Institutional Fatigue
Managing a large population of political detainees requires specialized intelligence and security personnel who would otherwise be deployed to active conflict zones. In a state facing internal insurgencies on multiple fronts, the misallocation of manpower to guard 10,000 low-risk prisoners is a strategic inefficiency.
Information Decay
The intelligence value of a political prisoner diminishes over time. Once an individual has been interrogated and their networks mapped, their continued detention serves only as a focal point for external criticism and internal martyrdom. Releasing them—under the threat of Section 401—is often more tactically sound than keeping them.

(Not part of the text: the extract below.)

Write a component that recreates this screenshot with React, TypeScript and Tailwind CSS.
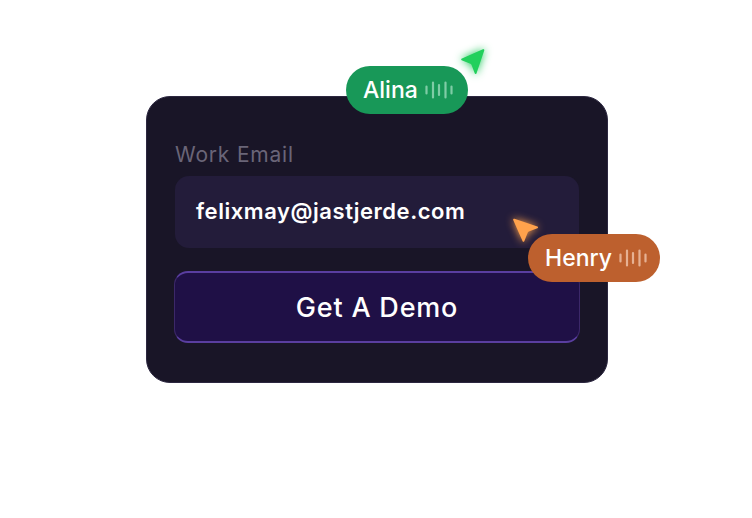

The Parliamentary Opening as a Tactical Backdrop
The synchronicity between the amnesty and the reconvening of parliament is a calculated attempt to sanitize the legislative process. By clearing the "backlog" of prisoners, the government creates a temporary vacuum of negative press, allowing the newly seated assembly to focus on the codification of executive decrees.
This creates a Governance Illusion. The presence of a functioning parliament suggests a transition toward civilian-led rule, while the mass pardon suggests a benign executive. In reality, the two mechanisms operate in a closed loop. The parliament provides the legal veneer for arrests, and the executive provides the periodic "mercy" that prevents the system from reaching a breaking point.
The Strategic Bottleneck: Selective Enforcement
The primary limitation of this amnesty strategy is the "revolving door" effect. The systemic causes of incarceration—draconian security laws, the criminalization of dissent, and a lack of judicial independence—remain untouched. While 10,000 leave the system, the apparatus for filling those vacancies remains at peak efficiency.
This creates a bottleneck in credibility. International stakeholders increasingly recognize that volume-based amnesties do not equate to systemic reform. The delta between the number of prisoners released and the number of new arrests made during the same period is the only metric that matters for evaluating long-term stability.
Predictive Analysis: The Lifecycle of a Pardon
Based on historical data from Myanmar’s previous mass releases (e.g., 2011, 2018, and 2021), we can project the following lifecycle for this specific 10,000-person cohort:
- Phase 1 (0-30 Days): The Halo Effect. Domestic media and families focus on the immediate humanitarian relief. Global news outlets report the number as a potential sign of "thawing" relations.
- Phase 2 (30-90 Days): The Audit. Human rights organizations verify the names. They find that less than 5% of the released were high-priority political prisoners. The narrative shifts from "progress" to "obfuscation."
- Phase 3 (90+ Days): The Re-Saturation. New arrests related to ongoing civil unrest begin to fill the vacant beds. The prison population returns to its pre-pardon equilibrium.
The state’s objective is to maximize the duration of Phase 1 while minimizing the political fallout of Phase 2.
Strategic Recommendation for Observers
Analysts and policymakers must pivot from tracking the quantity of releases to the quality of the legal framework. Any engagement with the military government following such a pardon should be predicated on the repeal of the specific statutes used to populate the prisons in the first place, such as the Unlawful Associations Act or Section 505(a) of the Penal Code.
To treat a mass pardon as a standalone victory is to participate in the state’s own PR strategy. The focus should instead be on the Institutional Incarceration Rate. If the rate of new detentions is not decelerating, the amnesty is not a gesture of peace; it is a tactical reload.
Monitor the specific units being emptied. If the releases are concentrated in peripheral regions where the military is losing ground, it indicates a retreat and a consolidation of resources. If they are concentrated in the urban centers of Yangon and Mandalay, it is a psychological operation aimed at neutralizing urban dissent. Watch the data, not the rhetoric.